Hopp’s celebration of things local extends to Meadowview Farmers’ Guild, built to resemble an old time general store and stocked with local goods that range in price from two to 600 dollars. He emphasized that the store isn’t just for high-end merchandise aimed at wealthy tourists.
“We consider any local products—crafts, woodworks, soaps, bird houses, rugs” said Hopp. He carries, for example, jewelry made by two eight year-old girls who call their company Two Chick Jewelry. He added, “I would love to get some quilts.”
“Most of it’s done on commission and we have a time period in which the item needs to sell.”
Although the Meadowview Farmers’ Guild looks like an old-fashioned general store, Hopp is adamant that a return to a local economy is not a return to the past, but a rather a path to a better economic future.
With the rising cost of gas and oil, he maintains that it will become increasingly more expensive to ship produce across the world.
“The better prepared we are to return to a local economy, the better off we’re going to be in terms of our own security, not only food security but economic security.”

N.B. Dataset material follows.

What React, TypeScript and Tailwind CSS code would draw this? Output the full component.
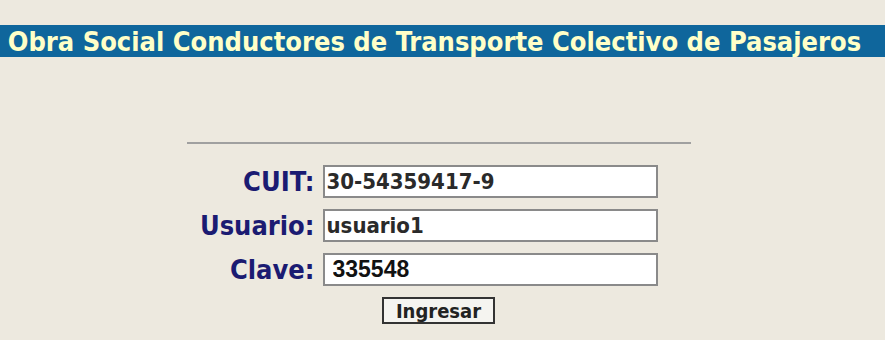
export default function App() {
  return (
    <div className="min-h-[340px] w-full bg-[#ede9df] pt-[25px] font-['DejaVu_Sans',sans-serif] font-stretch-condensed">
      <header className="flex h-[32px] items-center justify-center bg-[#0f669c] pr-[16px]">
        <h1 className="whitespace-nowrap text-[27px] font-bold leading-none text-[#ffffc8]">
          Obra Social Conductores de Transporte Colectivo de Pasajeros
        </h1>
      </header>
      <div className="mt-[85px] flex justify-center pr-[8px]">
        <div className="w-[504px]">
          <hr className="border-t-2 border-[#a0a0a0]" />
          <form className="mt-[21px] grid grid-cols-[136px_1fr] gap-y-[11px]">
            <label className="pr-[8px] text-right text-[27px] font-bold leading-[33px] text-[#1b1b72]">CUIT:</label>
            <input
              defaultValue="30-54359417-9"
              className="h-[33px] w-[335px] border-2 border-[#8a8a8a] bg-white px-[2px] text-[22px] font-bold text-[#2a2a2a] outline-none"
            />
            <label className="pr-[8px] text-right text-[27px] font-bold leading-[33px] text-[#1b1b72]">Usuario:</label>
            <input
              defaultValue="usuario1"
              className="h-[33px] w-[335px] border-2 border-[#8a8a8a] bg-white px-[2px] text-[22px] font-bold text-[#2a2a2a] outline-none"
            />
            <label className="pr-[8px] text-right text-[27px] font-bold leading-[33px] text-[#1b1b72]">Clave:</label>
            <input
              defaultValue="335548"
              className="h-[33px] w-[335px] border-2 border-[#8a8a8a] bg-white px-[8px] font-['Liberation_Sans',sans-serif] text-[23px] font-bold text-[#111] outline-none"
            />
            <div className="col-span-2 flex justify-center">
              <button
                type="button"
                className="h-[27px] w-[113px] border-2 border-[#333] bg-[#f5f4f0] text-[20px] font-bold leading-none text-[#222]"
              >
                Ingresar
              </button>
            </div>
          </form>
        </div>
      </div>
    </div>
  );
}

Hopp’s dedication to local foods stems in part from his belief that it makes no economic sense to use oil to ship produce–which is mostly water–all over the planet, and partly from a life-long interest in gardening.
At one point, before the project to live on local foods for a year that was so informatively and entertainingly described in Animal, Vegetable, Miracle, Hopp and his wife Barbara Kingsolver were raising three gardens a year.
“A lot of people nationally got the impression that we woke up one day and said, “I’m tired of sushi, let’s grow our own food, but the reality was both of us gardened and raised and butchered chickens long before the book.”
Hopp, who has supplied produce to Harvest Table from his own garden, plans to continue to do so, just as he remains “absolutely” committed to eating locally grown foods.
“In part because of the freshness and in part because it’s just our way of life,” he said, adding with a smile, “Plus, now we have a place to go out to eat!”